In seeking such a review, Mr Dixon, in essence, in his said letter relied on the following matters:-
(i) It was Mr Dixon's understanding that the hearing on 2 April 2004 was directional, the purpose of which was to determine whether there was sufficient evidence to warrant a full hearing, regarding the award of costs.
(ii) Mr Dixon was unable to make submissions as to why the applicant had acted 'scandalously, frivolously, vexatiously, disruptively or otherwise unreasonably' pursuant to Rule 12(i) of the Rules of Procedure; and when he attempted to do so, the Chairman would not permit him to make such submissions and he complied in the understanding that this was a directional hearing and he would have the opportunity to do so at a full hearing.
(iii) The applicant had been dismissed for gross misconduct, namely but not limited to 'refusal to carry out a reasonable work instruction'. It was not as a result of the protected disclosure to the Northern Ireland Audit Office/Northern Ireland Office, which had not been cited by the applicant in his originating application or in the original letters of suspension and dismissal.
(iv) The Decision referred to the fact that Mr Dixon had been unable to provide any supporting documentation for his claim; but such documentation was available and Mr Dixon had not anticipated it would be needed for a directional hearing.
"I would like to advise that a directions hearing has been scheduled for the above matters. The hearing is to consider the notification of the applicant's withdrawal and the respondents' objection to it and request for costs".
As set out in the said letter, the hearing was originally listed for hearing for 9 March 2004. By further letter dated 3 March 2004, the respondents were informed by the tribunal that the said hearing originally scheduled to take place on 9 March 2004 would now take place on 2 April 2004.
The respondents were therefore informed by the said correspondence from the tribunal the purpose of the hearing. I am satisfied by reason of the terms of the said correspondence, that there could have been no misunderstanding by the respondents as to the purpose of the hearing and, in particular, they could not have understood that the hearing was to determine whether there was sufficient evidence to warrant a full hearing regarding the award of costs.
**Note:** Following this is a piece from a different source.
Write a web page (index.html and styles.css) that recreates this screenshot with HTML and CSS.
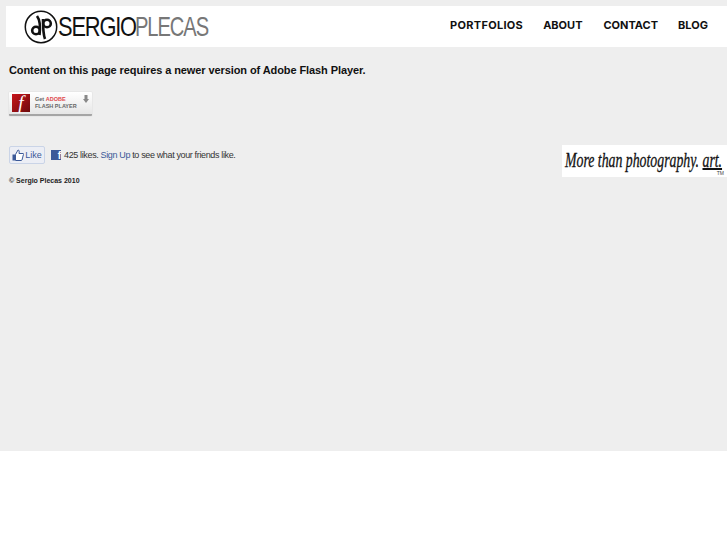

Further, at the outset of the hearing, as set out in Paragraph 2. of the decision, I confirmed, with both representatives the history of the various relevant steps that had taken place in the course of these proceedings culminating, as set out at Paragraph 2(xi), with - "A hearing was therefore arranged for 2 April 2004 to consider the said withdrawal, and the respondents' objection to same and their application for costs". As set out in Paragraphs 3.1 and 3.2 of the decision, I satisfied myself that the only further matter which required to be determined by the tribunal, after the dismissal of the originating application, was the application by the respondents for costs. Mr Dixon, as representative of both respondents, then proceeded to give to me submissions in relation to the said application for costs.
In the circumstances, I am satisfied that Mr Dixon was in no doubt that the purpose of the hearing, insofar as relevant for the purposes of this application for review, was to determine the respondents' application for costs, following the withdrawal by the applicant of his originating application, and that he acted accordingly throughout the course of the hearing.
In the summary decision, I have not set out the detailed submissions of both parties, but have set out the thrust of their submissions and in Paragraph 4.4 the reasons for my decision, in the light of those submissions, to refuse to make an Order for Costs.
"Cases in which the only application is made under Paragraph (e) fall into two broad categories; those in which there has been a 'procedural mishap' of one sort or another … and those in which the tribunal's decision has been undermined by events occurring shortly thereafter".
Mr Dixon, in his letter of 24 May 2004, appears to be suggesting that there has been such a procedural mishap of one sort or another. In light of the foregoing, and the reasons set out herein, I am satisfied it is not appropriate to review the decision of the tribunal, as in my opinion it has no reasonable prospect of success.